La capital de Amazonas, que se ha
recuperado de un terremoto destructor en el siglo pasado, recibe cordialmente a
los visitantes. En la selva alta o rupa
rusu la gastronomía incluye novedades que sorprenden a los comensales. Su
iglesia es moderna porque la anterior fue destruida por el movimiento telúrico,
pero conserva antiguas casonas y hoteles con orquidearios de asombrosa belleza.
Los artesanos son ingeniosos y con diversos materiales ponen a disposición de
los viajeros un abanico de piezas artísticas y utilitarias.
El teleférico a Kuelap que permite gozar
de las primicias del paisaje cómodamente y sin sobresaltos ahorra las dos horas
de viaje que yo hice y se sigue haciendo por tierra.
La ciudad fortificada me impresionó desde
lejos. No solo por sus muros elevadísimos sino por el ingenio usado para
defenderla. La entrada por un pasaje angosto de embudo deja pasar apenas a un
hombre. Al terminar le bastaba a un guerrero decapitar al intruso. La única
forma de rendirla hubiera sido impidiendo la salida a sus habitantes pero no era
posible con decenas de flecheros en la parte de arriba.

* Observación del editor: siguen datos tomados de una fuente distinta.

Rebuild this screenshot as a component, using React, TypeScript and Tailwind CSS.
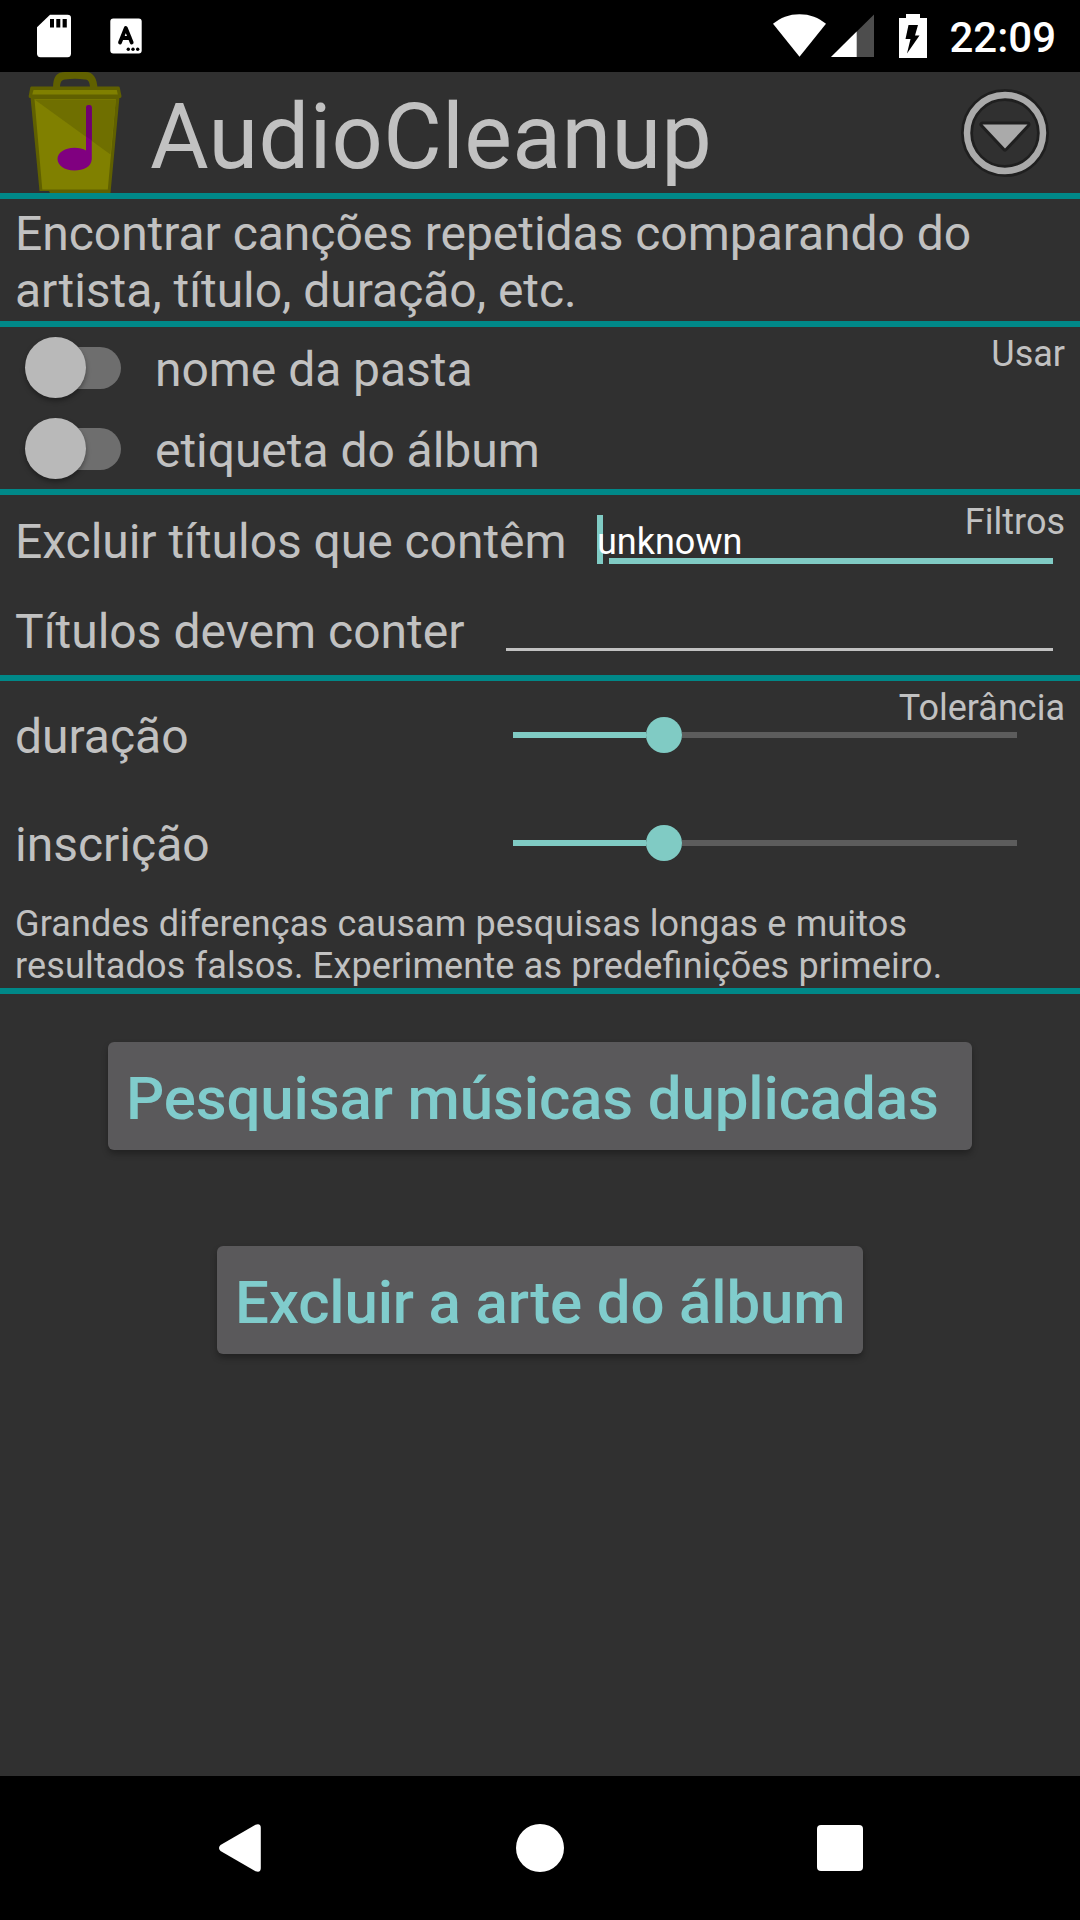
import type { ReactNode } from "react";

function StatusBar() {
  return (
    <div className="flex h-[72px] items-center justify-between bg-black pl-[37px] pr-[24px] text-white">
      <div className="flex items-center gap-[39px]">
        <svg className="h-[44px] w-[34px]" viewBox="0 0 34 44">
          <path d="M13 0.700H30.500Q34 0.700 34 4V39.500Q34 43.200 30.500 43.200H3.500Q0 43.200 0 39.500V13.300Z" fill="#fff" />
          <path d="M13 5h4v8.500h-4zM19.300 5h4v8.500h-4zM25.600 5h4.200v8.500h-4.200z" fill="#000" />
        </svg>
        <svg className="h-[36px] w-[32px]" viewBox="0 0 32 36">
          <rect x="0.300" y="0.500" width="31.400" height="35" rx="3" fill="#fff" />
          <path d="M10 24.500L15.800 10L21.700 24.500M12 20H20" fill="none" stroke="#000" strokeWidth="3.800" strokeLinecap="round" strokeLinejoin="round" />
          <circle cx="18.300" cy="31.300" r="1.700" fill="#000" />
          <circle cx="23" cy="31.300" r="1.700" fill="#000" />
          <circle cx="27.700" cy="31.300" r="1.700" fill="#000" />
        </svg>
      </div>
      <div className="flex items-center">
        <svg className="h-[44px] w-[53px]" viewBox="0 0 53 44">
          <path d="M26.500 42.700L0 9.800C7.500 3.500 16 0.200 26.500 0.200S45.500 3.500 53 9.800Z" fill="#fff" />
        </svg>
        <svg className="ml-[5px] h-[44px] w-[43px]" viewBox="0 0 43 44">
          <path d="M43 0.500V43H0Z" fill="#4d4d4d" />
          <path d="M25.700 17.600V43H0Z" fill="#fff" />
        </svg>
        <svg className="ml-[25px] h-[44px] w-[28px]" viewBox="0 0 28 44">
          <path d="M7 0H21V4H28V44H0V4H7Z" fill="#fff" />
          <path d="M9.500 11H19L16 21.500H20.500L8 39.500L11.500 25H6.500Z" fill="#000" />
        </svg>
        <span className="ml-[22px] pt-[4px] text-[42px] leading-[50px] font-medium">22:09</span>
      </div>
    </div>
  );
}

function TrashIcon() {
  return (
    <svg className="h-[121px] w-[100px]" viewBox="24 72 100 121">
      <path d="M53 88C53 76 57 72 65 72H86C93 72 97 78 97.500 88H90C90 82 88 79.500 85 79.500Q75 78 65 79.500C61 80 60 83 60 88Z" fill="#606000" />
      <path d="M30.500 97L39.500 191H49L50 193H110.500L119.500 97Z" fill="#606000" />
      <path d="M34.500 99L42.300 189.500H107.800L115.800 99Z" fill="#808000" />
      <path d="M34.500 99.500H115.800L110.500 154.500Z" fill="#6f6f00" />
      <path d="M31.500 86.500H118.500Q119.500 86.500 119.700 87.500L121.500 96Q121.500 98 120 98H30Q28.500 98 28.700 96L30.300 87.500Q30.500 86.500 31.500 86.500Z" fill="#606000" />
      <path d="M33.500 90H116.800L117.800 94.500H32.300Z" fill="#808000" />
      <path d="M86 108Q86 105 88.900 105T91.800 108V159C91.500 167 83 170.500 74.500 170.500C64 170.500 57.500 165 57.500 159S64 147.700 74.500 147.700Q81.500 147.700 86 150.500Z" fill="#800080" />
      <path d="M86 108Q86 105 88.900 105T91.800 108V140.500L86 136.500Z" fill="#700070" />
    </svg>
  );
}

function MenuIcon() {
  return (
    <svg className="h-[92px] w-[92px]" viewBox="-46 -46 92 92">
      <circle r="38" fill="none" stroke="#1f1f1f" strokeWidth="12" />
      <circle r="38" fill="none" stroke="#aaa" strokeWidth="6.500" />
      <path d="M-22.500 -8.500H22.500L0 15.500Z" fill="#aaa" stroke="#1f1f1f" strokeWidth="6" strokeLinejoin="round" paintOrder="stroke" />
    </svg>
  );
}

function SectionLabel({ children }: { children: ReactNode }) {
  return <span className="absolute top-[6px] right-[15px] text-[36px] leading-[42px]">{children}</span>;
}

function SwitchRow({ label }: { label: string }) {
  return (
    <label className="flex h-[81px] items-center pl-[25px]">
      <span className="flex h-[42px] w-[96px] items-center rounded-full bg-[#6e6e6e] bg-clip-content pl-2">
        <span className="-ml-2 h-[61px] w-[61px] shrink-0 rounded-full bg-[#b9b9b9] shadow-[0_3px_5px_rgba(0,0,0,0.35)]" />
      </span>
      <span className="pt-[5px] pl-[34px] text-[48px] leading-[56px] tracking-[-0.04px]">{label}</span>
    </label>
  );
}

function SliderRow({ label }: { label: string }) {
  return (
    <div className="flex h-[108px] items-center">
      <span className="w-[513px] pt-[3px] pl-[15px] text-[48px] leading-[56px]">{label}</span>
      <div className="flex w-[504px] items-center">
        <div className="h-[6px] w-[133px] bg-[#80cbc4]" />
        <div className="h-[36px] w-[36px] rounded-full bg-[#80cbc4]" />
        <div className="h-[6px] flex-1 bg-[#5c5c5c]" />
      </div>
    </div>
  );
}

function NavigationBar() {
  return (
    <div className="flex h-[144px] items-center bg-black pl-[219px]">
      <svg className="h-[48px] w-[42px]" viewBox="0 0 42 48">
        <path d="M1.500 21L36.500 0.800Q41.800 -1 41.800 4V44Q41.800 49 36.500 47.200L1.500 27Q-1.500 24 1.500 21Z" fill="#fff" />
      </svg>
      <div className="ml-[255px] h-[48px] w-[48px] rounded-full bg-white" />
      <div className="ml-[253px] h-[46px] w-[46px] rounded-[4px] bg-white" />
    </div>
  );
}

export default function App() {
  return (
    <div className="flex h-[1920px] w-[1080px] flex-col overflow-hidden bg-[#303030] font-['Roboto',sans-serif] text-[#c1c1c1]">
      <StatusBar />

      {/* Header */}
      <div className="flex h-[127px] items-center border-b-[6px] border-[#008888] pl-[24px] pr-[29px]">
        <TrashIcon />
        <h1 className="flex-1 pt-[10px] pl-[26px] text-[90px] leading-[106px] tracking-[0.28px]">AudioCleanup</h1>
        <MenuIcon />
      </div>

      <p className="h-[128px] border-b-[6px] border-[#008888] pt-[6px] pl-[15px] text-[48px] leading-[57px] tracking-[-0.04px]">
        Encontrar canções repetidas comparando do
        <br />
        artista, título, duração, etc.
      </p>

      {/* Fields to compare */}
      <section className="relative h-[168px] border-b-[6px] border-[#008888]">
        <SectionLabel>Usar</SectionLabel>
        <SwitchRow label="nome da pasta" />
        <SwitchRow label="etiqueta do álbum" />
      </section>

      {/* Filters */}
      <section className="relative h-[186px] border-b-[6px] border-[#008888]">
        <SectionLabel>Filtros</SectionLabel>
        <div className="flex h-[90px]">
          <span className="w-[597px] shrink-0 pt-[19px] pl-[15px] text-[48px] leading-[56px] tracking-[-0.04px]">Excluir títulos que contêm</span>
          <div className="relative w-[456px] pt-[20px]">
            <div className="absolute top-[20px] left-0 h-[49px] w-[6px] bg-[#80cbc4]" />
            <input
              className="relative block h-[43px] w-full bg-transparent p-0 pt-[10px] text-[36px] leading-[33px] text-white outline-none"
              defaultValue="unknown"
            />
            <div className="ml-[12px] h-[6px] bg-[#80cbc4]" />
          </div>
        </div>
        <div className="flex h-[90px]">
          <span className="w-[494px] shrink-0 pt-[19px] pl-[15px] text-[48px] leading-[56px]">Títulos devem conter</span>
          <div className="w-[559px] pt-[20px]">
            <input className="block h-[43px] w-full bg-transparent p-0 text-[36px] leading-[42px] text-white outline-none" />
            <div className="ml-[12px] h-[3px] bg-[#c1c1c1]" />
          </div>
        </div>
      </section>

      {/* Tolerance */}
      <section className="relative h-[313px] border-b-[6px] border-[#008888]">
        <SectionLabel>Tolerância</SectionLabel>
        <SliderRow label="duração" />
        <SliderRow label="inscrição" />
        <p className="pt-[6px] pl-[15px] text-[36px] leading-[42px] tracking-[0.16px] [font-feature-settings:'liga'_1]">
          Grandes diferenças causam pesquisas longas e muitos
          <br />
          resultados falsos. Experimente as predefinições primeiro.
        </p>
      </section>

      {/* Actions */}
      <div className="flex flex-1 flex-col items-center gap-[96px] pt-[48px]">
        <button className="h-[108px] w-[864px] rounded-[6px] bg-[#5a595b] pt-[6px] pl-[18px] text-left text-[60px] leading-[70px] font-medium tracking-[-0.13px] text-[#80cccc] shadow-[0_4px_6px_rgba(0,0,0,0.3)]">
          Pesquisar músicas duplicadas
        </button>
        <button className="h-[108px] w-[646px] rounded-[6px] bg-[#5a595b] pt-[6px] pl-[18px] text-left text-[60px] leading-[70px] font-medium tracking-[-0.16px] text-[#80cccc] shadow-[0_4px_6px_rgba(0,0,0,0.3)]">
          Excluir a arte do álbum
        </button>
      </div>

      <NavigationBar />
    </div>
  );
}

Ya adentro llaman la atención sus
viviendas circulares con doble piso para posibles inundaciones. La arquitectura
del ‘tintero’, una especie de pirámide invertida, es un alarde de maestría sin
que se conozca su función. Los árboles que han invadido sus recintos no han podido
ser erradicados en su totalidad. Han quedado muchos con flores y ramas de
colores que han profundizado sus raíces en los andenes contribuyen a
protegerlos del agua que baja del cielo. En ascenso rodean un espacio sagrado
donde está una wanka o roca que sería la madre piedra del conjunto.